Well, a person turns into a ghost when there's nobody at their funeral, and goes around trying to get someone to care about them in the afterlife. Virginia sets Carly free. Then, Virginia's dad makes a device that saves babies who stop breathing, makes millions, and moves them back to Alabama. The dad and mom decide to have another baby, and the family starts showing affection again.

*everybody
Insight into the Complex Minds of Characters:
During Virginia's fit of depression: "She asked me a question once and I answered, 'False.'
The class laughed, because she had asked me to subtract two numbers, but I didn't care. False was still the right answer, in my mind. Nothing was true. Everything was false." Wow. That's deeper than the bottom of an undersea abyss.

Beautiful Imagery:
"'And who the . . . are you?' the lady screeched. Only she added an extra word in there, and it was the opposite of 'heaven.' Either that, or she was saying 'hello,' but I don't think so. My ears burned."

Hip References:
"They'll put you in an insane asylum, with people who yell at nothing and see things that aren't there and wash their hands when there is no water." Oh, I get it, it's a Shakespeare reference.

Did... Uh... Did You Even Go to School?:
"But I read somewhere that alligators live in the sewers." I think I read somewhere that they didn't.
So, truth is, I need a new after-thingy to replace the "Did... Uh... Did You Even Go to School?" section. It's just really hard to find.

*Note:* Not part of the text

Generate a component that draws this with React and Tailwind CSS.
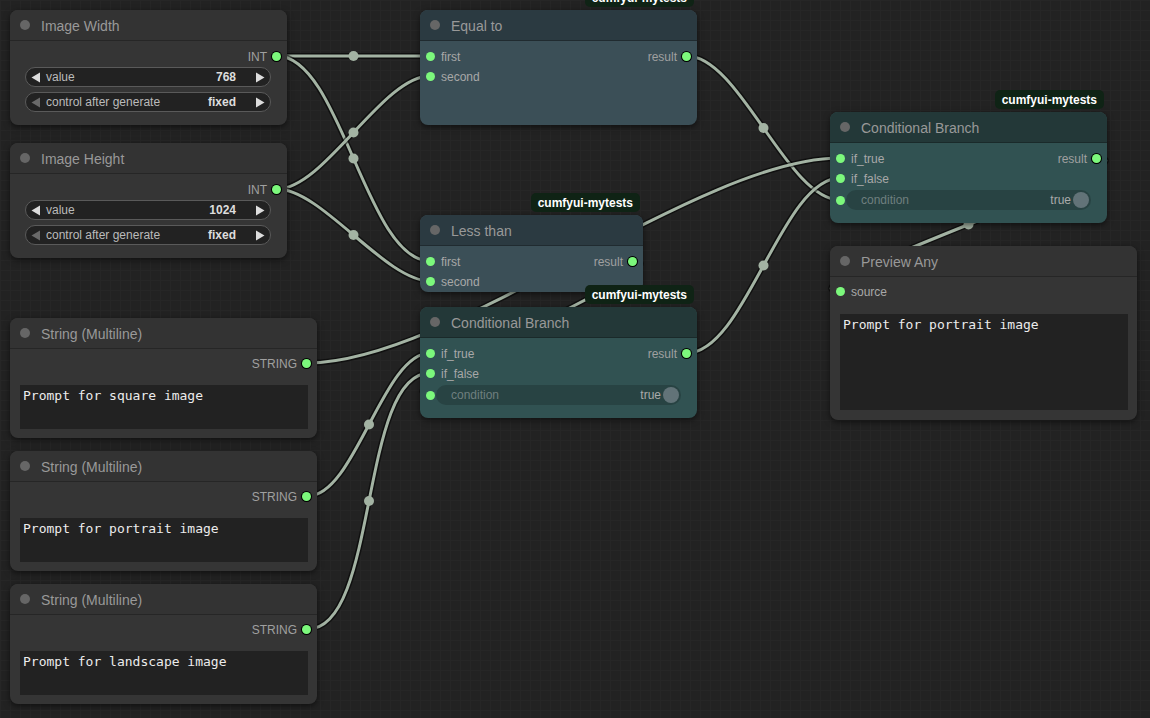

Or maybe I can switch between this and an easier, more general one. Either way, suggestions welcome.

Conclusion:
This one was awesome. The narration, while a little over the top, was very clever in that the "high society-ness" in her speech decreases as the book progresses and her friendship with Carly strengthens. The scenes in which Virginia runs from Carly are not scary, exactly, but have a good amount of tension. M.D. Spenser does a really good job portraying the family dynamic without blatantly giving it away. Overall, I'd say this is my favorite book so far.